An artificial neural network-hydrodynamic coupled modeling approach to assess the impacts of floods under changing climate in the East Rapti Watershed, Nepal

Abstract

Recurring floods have devastating consequences on the East Rapti Watershed (ERW), but effective mitigation/adaptation measures are lacking. This article aims at establishing a rainfall-runoff (RR) relationship; estimating depth and extent of inundation under climate change scenarios; assessing impacts on the socio-economy; and identifying and evaluating adaptation strategies in the ERW. Artificial Neural Network (ANN) was used to generate peak flows which were then entered into a hydraulic model to simulate inundation. Results were validated with field survey. The calibrated and validated RR and hydraulic models were fed with projected future climate (2021–2050) derived from multiple regional-climate-models to assess the changes in inundation.
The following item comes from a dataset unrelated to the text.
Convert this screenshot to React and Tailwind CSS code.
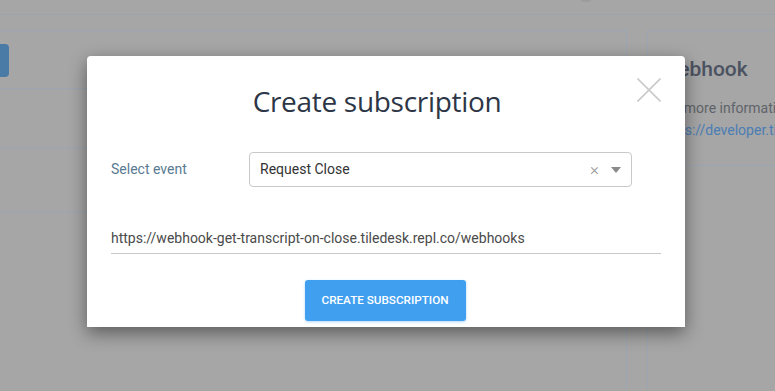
import { useState } from 'react'

export default function App() {
  const [url, setUrl] = useState('https://webhook-get-transcript-on-close.tiledesk.repl.co/webhooks')

  return (
    <div className="relative w-[775px] h-[391px] overflow-hidden bg-[#a6a6a6] font-['Roboto',sans-serif]">

      {/* Page behind the dialog */}
      <div className="relative h-[15px] border-b border-[#9da3ab]">
        <div className="absolute left-[578px] top-[-12px] w-[16px] h-[14px] rounded-full bg-[#9c9c9c]" />
      </div>

      <div className="flex gap-[20px] pt-[15px]">
        <div className="w-[627px] shrink-0 border-t border-r border-[#9ca5b2] h-[360px]">
          <div className="h-[58px] border-b border-[#9ca5b2] pt-[13px]">
            <div className="w-[9px] h-[33px] rounded-r-[4px] bg-[#4a7aa6]" />
          </div>
          <div className="h-[60px] border-b border-[#9ca5b2]" />
          <div className="h-[64px] border-b border-[#9ca5b2]" />
        </div>

        <div className="flex-1 min-w-0 border-t border-l border-[#9ca5b2] h-[360px]">
          <div className="h-[135px] border-b border-[#9ca5b2] pl-[12px] pt-[24px] overflow-hidden">
            <div className="text-[21px] leading-[28px] font-medium text-[#4b5261]">Webhook</div>
            <div className="mt-[15px] text-[14px] text-[#5f636a] whitespace-nowrap">For more information</div>
            <div className="mt-[1px] text-[14px] text-[#4a7db4] whitespace-nowrap">https://developer.tiledesk.com</div>
          </div>
        </div>
      </div>

      {/* Dialog */}
      <div className="absolute left-[87px] top-[56px] w-[598px] h-[271px] bg-white rounded-t-[4px] shadow-[0_6px_18px_rgba(0,0,0,0.45)] px-[24px] pt-[28px]">
        <button className="absolute right-[24px] top-[22px] w-[24px] h-[24px]">
          <svg width="24" height="24" viewBox="0 0 24 24" stroke="#cacaca" strokeWidth="1.6" fill="none">
            <line x1="0.5" y1="0.5" x2="23.5" y2="23.5" />
            <line x1="23.5" y1="0.5" x2="0.5" y2="23.5" />
          </svg>
        </button>

        <h2 className="text-center pr-[18px] text-[28px] leading-[34px] text-[#2d3646] font-['Open_Sans',sans-serif] tracking-[-0.3px]">
          Create subscription
        </h2>

        <div className="flex items-center mt-[34px]">
          <label className="w-[138px] text-[14px] text-[#587a92]">Select event</label>
          <div className="flex items-center w-[383px] h-[35px] border border-[#c9c9c9] rounded-[4px] pl-[10px] pr-[10px]">
            <span className="flex-1 text-[14px] text-[#333]">Request Close</span>
            <span className="text-[17px] leading-none font-light text-[#999] mr-[12px]">×</span>
            <svg width="10" height="6" viewBox="0 0 10 6"><path d="M0 0 L10 0 L5 6 Z" fill="#8a8a8a" /></svg>
          </div>
        </div>

        <input
          value={url}
          onChange={(e) => setUrl(e.target.value)}
          className="block mt-[35px] w-[550px] h-[32px] border-b border-[#c9c9c9] text-[14px] text-[#4a4a4a] outline-none bg-transparent"
        />

        <div className="flex justify-center mt-[26px] pr-[2px]">
          <button className="w-[161px] h-[41px] rounded-[3px] bg-[#419ff0] text-white text-[11.7px] font-medium shadow-[0_1px_3px_rgba(66,160,240,0.4)]">
            CREATE SUBSCRIPTION
          </button>
        </div>
      </div>
    </div>
  )
}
Results showed the peak discharge likely exceeds 10,500 m3/s at the ERW outlet in the extreme future flood scenario with corresponding inundation of 80 km2 and up to a depth of 11 m sweeping away over 1000 houses and 19 km2 of agricultural land in the critical areas. Constructing a 17 km long embankment in the critical areas along the right bank of the East Rapti River could reduce the flood spread by 35%, safeguarding 78% of the houses and saving 51% agricultural land compared with the scenarios without the embankment.